Some "experts" are saying that this will peak next year. I guess that depends on how one defines "peak" in this context.
Allow me to fold my "Oil imports are in terminal decline" argument in with Real Estate is not done getting trashed just yet. While Oil imports are down 10.4% this year from 2008, imports during the most recent 4 week period are down 19.3% when compared to the same 4 week period from last year.
Maybe that is a one off, an outlier, a sigma 6 event... or maybe it isn't. In fact, the last 4 weeks Oil imports have been lower than I posted would be the worst case for 2010... that is, if the rate of decline remained unchanged. If total petroleum supplied to the US economy does in fact fall by 30%+ from 2006 to 2014, said supply constraint would bite deeply into gasoline supplies necessary for commuting - something that has not happened yet (while total petroleum supplies have fallen over 10% peak-to-date, the effects have been felt almost entirely in distillate fuels for commercial applications such as trucking, air travel, and industrial consumption). In other words, both residential AND commercial properties at either end of the commuting distribution model would go to ZERO value. After all, what is the value of a property you can't get to?
It then follows that a significant write down on the mortgages on these properties is in the offing, over and above the mainstream consensus of write downs coming due to the slow pace of loss recognition. This also means that the need for ANY new construction, as well as the need for a single new car, is ZERO - which does not bode well for "job growth", now does it?
This is where it gets tricky. The above described scenario is very deflationary. Maybe. Yes, the contraction in debts written off is certainly deflationary - but does the money supply contract faster than the GDP contraction? If not, that would be inflationary, wouldn't it? See why you can't get a straight answer from anybody on this issue? And I am giving you the simple version.
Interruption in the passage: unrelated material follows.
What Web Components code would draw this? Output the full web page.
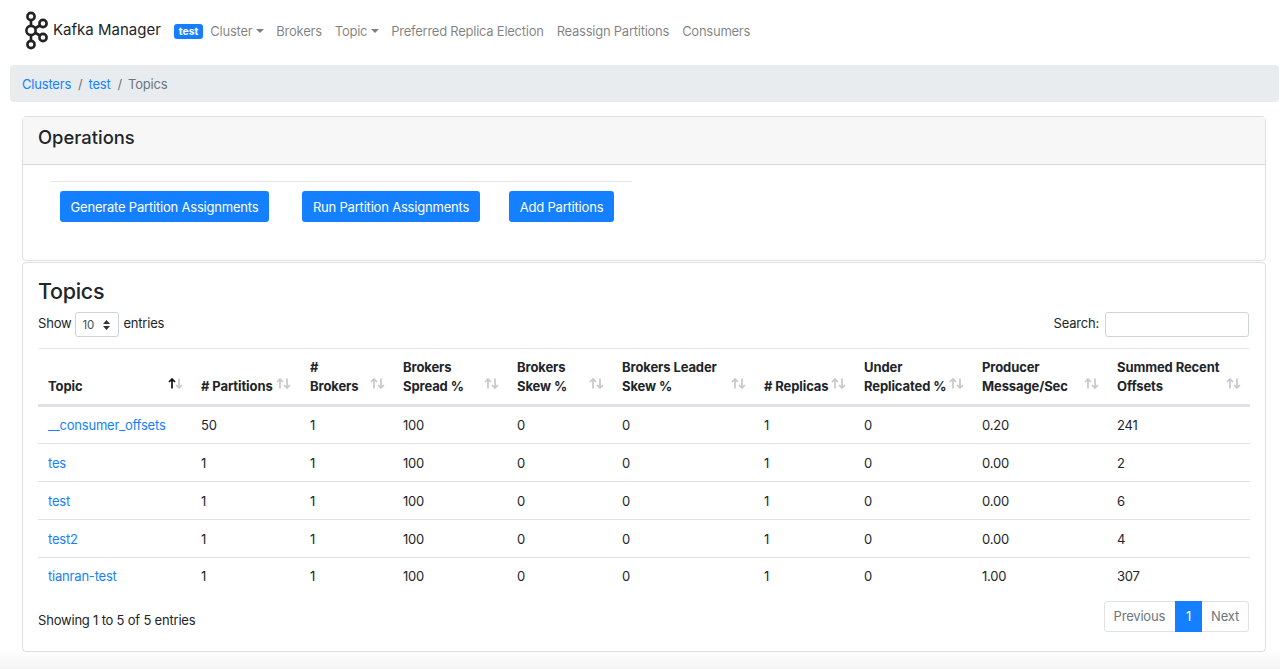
<!doctype html>
<html lang="en">
  <head>
    <meta charset="utf-8">
    <title>Kafka Manager</title>
    <style>
      html, body { margin: 0; height: 100%; }
      body {
        font: 13px/20px Inter, "Liberation Sans", sans-serif;
        letter-spacing: -.2px;
        color: #212529;
        background: linear-gradient(#fff 650px, #f4f4f4 669px);
        overflow: hidden;
      }
    </style>
  </head>
  <body>
    <km-navbar></km-navbar>
    <km-breadcrumb></km-breadcrumb>
    <km-container>
      <km-operations></km-operations>
      <km-topics></km-topics>
    </km-container>
    <script>
class KmNavbar extends HTMLElement {
  constructor() {
    super();
    this.attachShadow({ mode: 'open' });
    this.shadowRoot.innerHTML = `
      <style>
        :host { display: flex; align-items: center; height: 62px; padding: 0 0 3px 24px; letter-spacing: -.25px; }
        svg { width: 26px; height: 40px; margin-right: 3px; }
        .brand { font-size: 15px; letter-spacing: 0; color: #212529; margin: -3px 13px 0 0; }
        .badge {
          background: #1580ff; color: #fff; font-size: 10.4px; font-weight: 700; line-height: 13px; letter-spacing: 0;
          padding: 1px 5px; border-radius: 3px; margin-right: 7px;
        }
        a { color: rgba(0,0,0,.5); margin-right: 13px; white-space: nowrap; }
        a.caret { margin-right: 12px; }
        .caret::after {
          content: ''; display: inline-block; margin-left: 4px; vertical-align: 3px;
          border-top: 4px solid; border-left: 4px solid transparent; border-right: 4px solid transparent;
        }
      </style>
      <svg viewBox="0 0 26 40" fill="none" stroke="#222" stroke-width="2.6">
        <path d="M7 9V14M7 24V29M11.5 17L16 14.5M11.5 22L16 24.5"/>
        <circle cx="7" cy="5.5" r="3.6"/>
        <circle cx="7" cy="19.5" r="4.6"/>
        <circle cx="7" cy="33.5" r="3.6"/>
        <circle cx="19" cy="12.5" r="3.6"/>
        <circle cx="19" cy="26.5" r="3.6"/>
      </svg>
      <span class="brand">Kafka Manager</span>
      <span class="badge">test</span>
      <a class="caret">Cluster</a>
      <a>Brokers</a>
      <a class="caret">Topic</a>
      <a>Preferred Replica Election</a>
      <a>Reassign Partitions</a>
      <a>Consumers</a>
    `;
  }
}

class KmBreadcrumb extends HTMLElement {
  constructor() {
    super();
    this.attachShadow({ mode: 'open' });
    this.shadowRoot.innerHTML = `
      <style>
        :host {
          display: flex; align-items: center; height: 37px; margin: 0 1px 14px 10px; padding-left: 12px;
          background: #e9ecef; border-radius: 4px; color: #6c757d;
        }
        a { color: #1580ff; }
        i { font-style: normal; padding: 0 6px 0 7px; }
      </style>
      <a>Clusters</a><i>/</i><a>test</a><i>/</i><span>Topics</span>
    `;
  }
}

class KmContainer extends HTMLElement {
  constructor() {
    super();
    this.attachShadow({ mode: 'open' });
    this.shadowRoot.innerHTML = `
      <style>
        :host { display: flex; flex-direction: column; gap: 1px; margin: 0 14px 0 22px; }
      </style>
      <slot></slot>
    `;
  }
}

class KmOperations extends HTMLElement {
  constructor() {
    super();
    this.attachShadow({ mode: 'open' });
    this.shadowRoot.innerHTML = `
      <style>
        :host {
          display: block; height: 145px; box-sizing: border-box;
          border: 1px solid rgba(0,0,0,.125); border-radius: 4px;
        }
        header {
          height: 48px; box-sizing: border-box; padding: 7px 15px; background: #f7f7f7;
          border-bottom: 1px solid rgba(0,0,0,.125);
          font-size: 18.4px; line-height: 26px; font-weight: 500; letter-spacing: 0;
        }
        .rule { width: 581px; margin: 16px 0 0 28px; border-top: 1px solid rgba(0,0,0,.1); }
        .buttons { display: flex; margin: 9px 0 0 37px; }
        button {
          font: inherit; letter-spacing: inherit; color: #fff; background: #1580ff; border: 0; border-radius: 3px;
          height: 31px; padding: 0; white-space: nowrap;
        }
        button:nth-child(1) { width: 209px; margin-right: 33px; }
        button:nth-child(2) { width: 178px; margin-right: 29px; }
        button:nth-child(3) { width: 105px; }
      </style>
      <header>Operations</header>
      <div class="rule"></div>
      <div class="buttons">
        <button>Generate Partition Assignments</button>
        <button>Run Partition Assignments</button>
        <button>Add Partitions</button>
      </div>
    `;
  }
}

// label, column width, sort icon x inside the column
const COLUMNS = [
  ['Topic', 153, 130], ['# Partitions', 109, 85], ['#<br>Brokers', 93, 70],
  ['Brokers<br>Spread %', 114, 91], ['Brokers<br>Skew %', 105, 82], ['Brokers Leader<br>Skew %', 142, 119],
  ['# Replicas', 100, 77], ['Under<br>Replicated %', 118, 95], ['Producer<br>Message/Sec', 135, 112],
  ['Summed Recent<br>Offsets', 143, 119]
];
const ROWS = [
  ['__consumer_offsets', 50, 1, 100, 0, 0, 1, 0, '0.20', 241],
  ['tes', 1, 1, 100, 0, 0, 1, 0, '0.00', 2],
  ['test', 1, 1, 100, 0, 0, 1, 0, '0.00', 6],
  ['test2', 1, 1, 100, 0, 0, 1, 0, '0.00', 4],
  ['tianran-test', 1, 1, 100, 0, 0, 1, 0, '1.00', 307]
];

class KmTopics extends HTMLElement {
  constructor() {
    super();
    this.attachShadow({ mode: 'open' });
    const cols = COLUMNS.map(c => `<col style="width:${c[1]}px">`).join('');
    const head = COLUMNS.map((c, i) => `<th>${c[0]}<svg style="left:${c[2]}px" viewBox="0 0 15 11" class="${i === 0 ? 'sorted' : ''}"><path class="up" d="M4 10.5V1M1 4l3-3 3 3"/><path d="M11 .5V10M8 7l3 3 3-3"/></svg></th>`).join('');
    const body = ROWS.map(r => `<tr>${r.map((v, i) => i === 0 ? `<td><a>${v}</a></td>` : `<td>${v}</td>`).join('')}</tr>`).join('');
    this.shadowRoot.innerHTML = `
      <style>
        :host {
          display: block; height: 390px; box-sizing: border-box; padding: 13px 16px 0 15px;
          border: 1px solid rgba(0,0,0,.125); border-radius: 4px;
        }
        h3 { margin: 0; font-size: 21.5px; line-height: 30px; font-weight: 500; letter-spacing: -.3px; }
        .controls { display: flex; justify-content: space-between; align-items: center; height: 27px; margin: 5px 0 10px; }
        .controls > div { display: flex; align-items: center; }
        .controls b { font-weight: 400; margin-top: -3px; }
        .select {
          display: flex; align-items: center; justify-content: space-between; box-sizing: border-box;
          width: 44px; height: 25px; margin: 0 4px; padding: 0 8px 0 6px; font-size: 11.5px; color: #495057;
          border: 1px solid #ced4da; border-radius: 3px;
        }
        .select svg { width: 7px; height: 10px; }
        .search { box-sizing: border-box; width: 144px; height: 25px; margin-left: 6px; border: 1px solid #ced4da; border-radius: 3px; }
        table { width: 1212px; table-layout: fixed; border-collapse: collapse; }
        th {
          position: relative; box-sizing: border-box; height: 57px; padding: 9px 10px 8px; text-align: left; vertical-align: bottom;
          line-height: 19px; font-weight: 700; letter-spacing: -.1px; border-top: 1px solid #e6e8eb; border-bottom: 3px solid #dee2e6;
        }
        th svg {
          position: absolute; bottom: 15px; width: 15px; height: 11px;
          fill: none; stroke: #c8c8c8; stroke-width: 1.7;
        }
        th svg.sorted .up { stroke: #111; }
        td { height: 38px; box-sizing: border-box; padding: 0 10px; border-bottom: 1px solid #dee2e6; white-space: nowrap; }
        tr:last-child td { padding-bottom: 1px; border-bottom: 0; }
        a { color: #1580ff; }
        .foot { display: flex; justify-content: space-between; align-items: center; margin-top: 5px; }
        .foot > span { margin-top: 8px; }
        .pager { display: flex; height: 31px; box-sizing: border-box; border: 1px solid #dee2e6; border-radius: 3px; color: #6c757d; line-height: 29px; }
        .pager span { padding: 0 9px; }
        .pager span:first-child { padding-right: 10px; }
        .pager .on { width: 27px; margin: -1px 0; padding: 1px 0; box-sizing: content-box; height: 29px; background: #1580ff; color: #fff; text-align: center; }
      </style>
      <h3>Topics</h3>
      <div class="controls">
        <div><b>Show</b><span class="select">10<svg viewBox="0 0 7 10" fill="#333"><path d="M3.5 0L7 4H0zM3.5 10L0 6h7z"/></svg></span><b>entries</b></div>
        <div><b>Search:</b><div class="search"></div></div>
      </div>
      <table>
        <colgroup>${cols}</colgroup>
        <thead><tr>${head}</tr></thead>
        <tbody>${body}</tbody>
      </table>
      <div class="foot">
        <span>Showing 1 to 5 of 5 entries</span>
        <div class="pager"><span>Previous</span><span class="on">1</span><span>Next</span></div>
      </div>
    `;
  }
}

customElements.define('km-navbar', KmNavbar);
customElements.define('km-breadcrumb', KmBreadcrumb);
customElements.define('km-container', KmContainer);
customElements.define('km-operations', KmOperations);
customElements.define('km-topics', KmTopics);
    </script>
  </body>
</html>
In the 1930's people did not have enough money for food while farmers were dumping milk, slaughtering pigs, and sowing grain into the dirt in an effort to force prices high enough so that they could farm profitably. This was due to the extreme contraction in credit and money supply. This is no exaggeration.
While "Tech" has diversified the U.S. economy somewhat, the chant "Housing-Autos, Housing Autos, Housing Autos" still plays in the collective head our economy. We built our economic system based on the expansion of debt to fund these 2 industries, industries that will not exist as we knew them in an era of Oil supply contraction. So what are the banks going to lend against? Will we once again wind up with folks without enough money to buy food while farmers cannot earn enough to keep farming? Wait! Isn't that what is happening RIGHT NOW?
Its all about Oil imports. Either they continue to decline, or they do not.